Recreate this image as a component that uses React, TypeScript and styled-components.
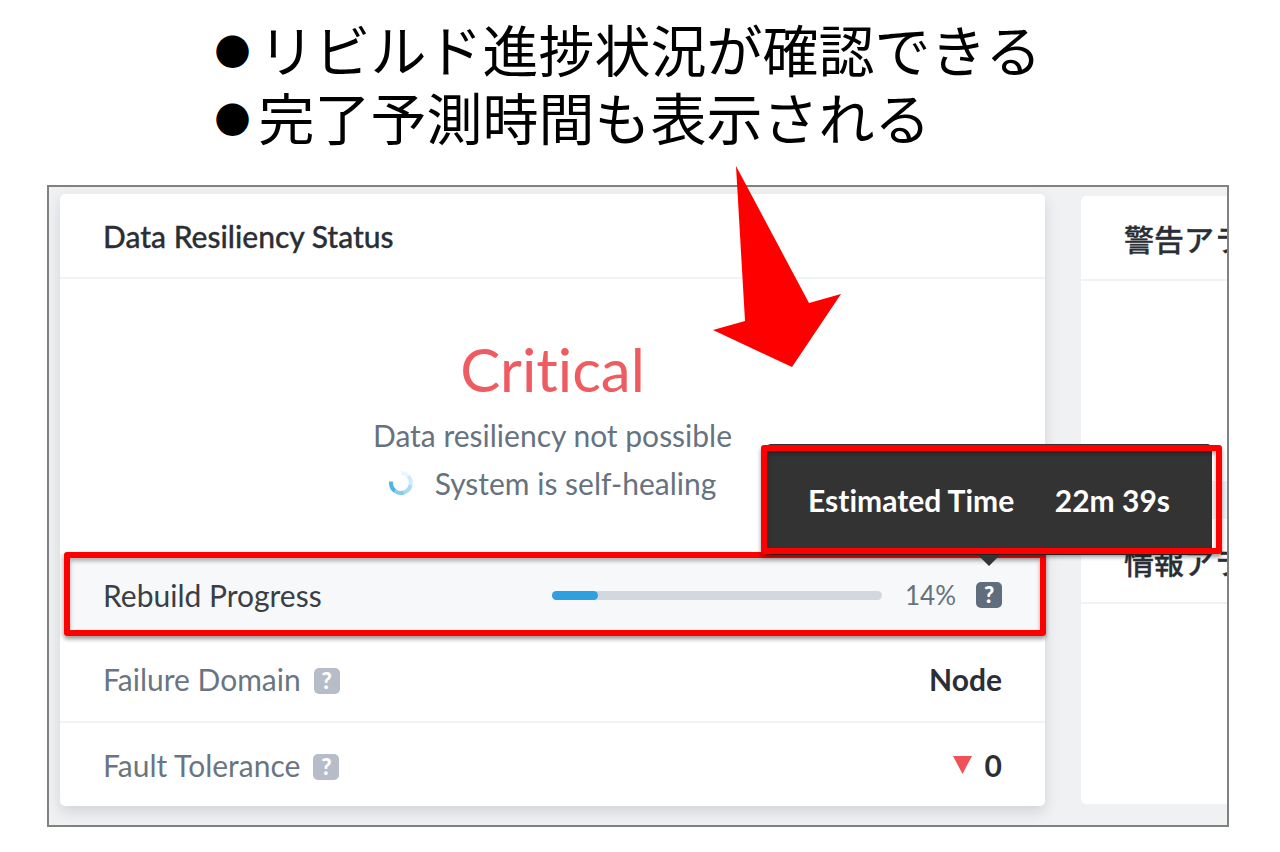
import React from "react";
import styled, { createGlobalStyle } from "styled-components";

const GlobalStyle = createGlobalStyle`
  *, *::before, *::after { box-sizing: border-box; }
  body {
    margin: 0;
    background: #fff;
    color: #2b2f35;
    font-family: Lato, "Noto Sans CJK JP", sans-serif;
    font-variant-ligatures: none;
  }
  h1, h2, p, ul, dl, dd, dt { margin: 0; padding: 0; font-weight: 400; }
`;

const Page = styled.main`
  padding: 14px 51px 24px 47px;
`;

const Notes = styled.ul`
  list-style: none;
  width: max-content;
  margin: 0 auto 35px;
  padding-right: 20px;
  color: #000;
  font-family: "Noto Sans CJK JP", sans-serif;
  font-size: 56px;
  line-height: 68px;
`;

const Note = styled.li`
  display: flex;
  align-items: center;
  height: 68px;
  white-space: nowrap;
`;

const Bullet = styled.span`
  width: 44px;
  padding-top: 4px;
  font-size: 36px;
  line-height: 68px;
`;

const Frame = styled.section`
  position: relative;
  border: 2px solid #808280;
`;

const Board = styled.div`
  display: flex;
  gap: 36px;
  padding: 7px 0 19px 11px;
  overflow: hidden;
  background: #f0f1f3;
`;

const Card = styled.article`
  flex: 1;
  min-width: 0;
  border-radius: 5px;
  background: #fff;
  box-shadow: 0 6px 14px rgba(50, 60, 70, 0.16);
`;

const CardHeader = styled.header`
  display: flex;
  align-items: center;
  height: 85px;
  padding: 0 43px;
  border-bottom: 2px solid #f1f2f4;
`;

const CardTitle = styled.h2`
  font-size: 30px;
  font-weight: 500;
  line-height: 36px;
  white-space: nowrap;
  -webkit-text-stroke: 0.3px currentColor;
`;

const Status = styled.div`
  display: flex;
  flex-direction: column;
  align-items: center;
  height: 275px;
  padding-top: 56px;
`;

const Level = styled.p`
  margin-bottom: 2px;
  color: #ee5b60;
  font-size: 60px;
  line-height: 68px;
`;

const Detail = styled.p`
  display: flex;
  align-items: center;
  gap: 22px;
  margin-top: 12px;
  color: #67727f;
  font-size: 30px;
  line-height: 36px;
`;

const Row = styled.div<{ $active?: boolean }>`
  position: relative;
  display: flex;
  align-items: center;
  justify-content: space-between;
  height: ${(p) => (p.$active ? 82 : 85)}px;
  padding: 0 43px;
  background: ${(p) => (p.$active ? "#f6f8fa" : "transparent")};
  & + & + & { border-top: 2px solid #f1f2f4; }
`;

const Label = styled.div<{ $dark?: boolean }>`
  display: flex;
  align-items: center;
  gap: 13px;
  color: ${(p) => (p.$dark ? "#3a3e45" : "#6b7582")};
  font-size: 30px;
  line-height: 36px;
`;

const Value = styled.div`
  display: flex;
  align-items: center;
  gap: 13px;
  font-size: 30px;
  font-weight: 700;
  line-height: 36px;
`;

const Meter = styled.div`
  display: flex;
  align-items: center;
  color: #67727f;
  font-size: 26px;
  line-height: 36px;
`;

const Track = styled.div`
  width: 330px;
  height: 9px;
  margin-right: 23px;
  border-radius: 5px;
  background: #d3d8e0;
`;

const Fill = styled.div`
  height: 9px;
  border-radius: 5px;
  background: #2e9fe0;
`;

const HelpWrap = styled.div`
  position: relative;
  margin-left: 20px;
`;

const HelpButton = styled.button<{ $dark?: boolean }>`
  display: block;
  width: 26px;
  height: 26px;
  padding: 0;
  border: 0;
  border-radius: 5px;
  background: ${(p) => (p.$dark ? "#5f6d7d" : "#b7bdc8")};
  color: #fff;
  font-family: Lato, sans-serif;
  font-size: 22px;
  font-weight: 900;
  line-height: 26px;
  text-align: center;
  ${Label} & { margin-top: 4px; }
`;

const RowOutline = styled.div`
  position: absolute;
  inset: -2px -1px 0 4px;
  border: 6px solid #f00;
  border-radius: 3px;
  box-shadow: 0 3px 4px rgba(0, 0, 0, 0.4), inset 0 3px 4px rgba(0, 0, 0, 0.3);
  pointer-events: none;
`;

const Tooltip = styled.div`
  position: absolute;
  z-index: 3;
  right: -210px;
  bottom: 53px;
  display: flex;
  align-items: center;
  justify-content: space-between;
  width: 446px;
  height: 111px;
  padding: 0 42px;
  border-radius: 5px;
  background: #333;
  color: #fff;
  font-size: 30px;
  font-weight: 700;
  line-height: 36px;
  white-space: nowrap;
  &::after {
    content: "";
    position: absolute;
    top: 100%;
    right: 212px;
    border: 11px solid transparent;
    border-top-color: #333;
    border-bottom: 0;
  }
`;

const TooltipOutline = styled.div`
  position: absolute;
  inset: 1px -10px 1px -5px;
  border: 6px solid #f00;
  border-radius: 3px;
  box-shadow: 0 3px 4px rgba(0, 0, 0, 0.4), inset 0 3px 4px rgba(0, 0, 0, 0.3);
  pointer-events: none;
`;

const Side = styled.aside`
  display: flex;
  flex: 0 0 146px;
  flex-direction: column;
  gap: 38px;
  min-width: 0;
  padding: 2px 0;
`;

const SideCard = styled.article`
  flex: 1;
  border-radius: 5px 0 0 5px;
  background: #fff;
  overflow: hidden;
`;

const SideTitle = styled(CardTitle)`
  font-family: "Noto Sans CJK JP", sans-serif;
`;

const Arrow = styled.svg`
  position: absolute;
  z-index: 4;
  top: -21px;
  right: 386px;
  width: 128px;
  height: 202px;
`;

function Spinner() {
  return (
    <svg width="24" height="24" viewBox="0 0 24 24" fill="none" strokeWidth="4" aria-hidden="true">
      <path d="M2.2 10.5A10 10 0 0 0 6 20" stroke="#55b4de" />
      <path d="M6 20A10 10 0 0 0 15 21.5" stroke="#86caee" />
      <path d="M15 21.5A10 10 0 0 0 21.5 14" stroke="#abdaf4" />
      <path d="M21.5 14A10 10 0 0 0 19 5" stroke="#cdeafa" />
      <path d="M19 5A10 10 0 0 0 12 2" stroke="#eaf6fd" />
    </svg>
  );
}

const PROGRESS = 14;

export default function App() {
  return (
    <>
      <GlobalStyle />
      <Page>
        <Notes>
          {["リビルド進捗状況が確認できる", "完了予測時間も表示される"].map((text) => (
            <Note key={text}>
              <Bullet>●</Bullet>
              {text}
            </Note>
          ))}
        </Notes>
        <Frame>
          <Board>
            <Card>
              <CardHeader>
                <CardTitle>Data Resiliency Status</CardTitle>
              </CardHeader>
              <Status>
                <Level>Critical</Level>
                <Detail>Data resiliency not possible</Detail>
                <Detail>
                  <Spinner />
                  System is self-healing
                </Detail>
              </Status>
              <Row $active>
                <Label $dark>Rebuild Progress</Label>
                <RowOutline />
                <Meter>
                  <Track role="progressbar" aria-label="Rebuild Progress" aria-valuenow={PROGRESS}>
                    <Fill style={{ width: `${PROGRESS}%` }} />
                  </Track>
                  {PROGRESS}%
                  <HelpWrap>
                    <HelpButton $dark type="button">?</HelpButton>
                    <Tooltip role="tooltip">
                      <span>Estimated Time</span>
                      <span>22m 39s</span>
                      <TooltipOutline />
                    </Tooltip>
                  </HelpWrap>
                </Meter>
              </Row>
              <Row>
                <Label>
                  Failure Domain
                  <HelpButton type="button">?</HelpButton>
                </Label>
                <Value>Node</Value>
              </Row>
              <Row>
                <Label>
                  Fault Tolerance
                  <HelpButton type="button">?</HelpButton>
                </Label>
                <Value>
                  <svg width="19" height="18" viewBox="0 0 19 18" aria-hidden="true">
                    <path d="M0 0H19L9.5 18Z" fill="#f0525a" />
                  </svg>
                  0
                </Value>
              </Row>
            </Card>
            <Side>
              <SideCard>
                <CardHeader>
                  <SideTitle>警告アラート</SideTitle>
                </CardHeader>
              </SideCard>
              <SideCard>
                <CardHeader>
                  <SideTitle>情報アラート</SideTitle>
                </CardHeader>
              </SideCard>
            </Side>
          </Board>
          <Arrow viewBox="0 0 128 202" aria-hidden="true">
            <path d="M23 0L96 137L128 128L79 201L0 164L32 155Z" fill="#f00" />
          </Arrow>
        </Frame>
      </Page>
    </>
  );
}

□ □ □

__SHORT PROBLEM__
Count every line in the data that contains the word "components", then give that count and nothing else.

__THE COMPLETED TASK__
2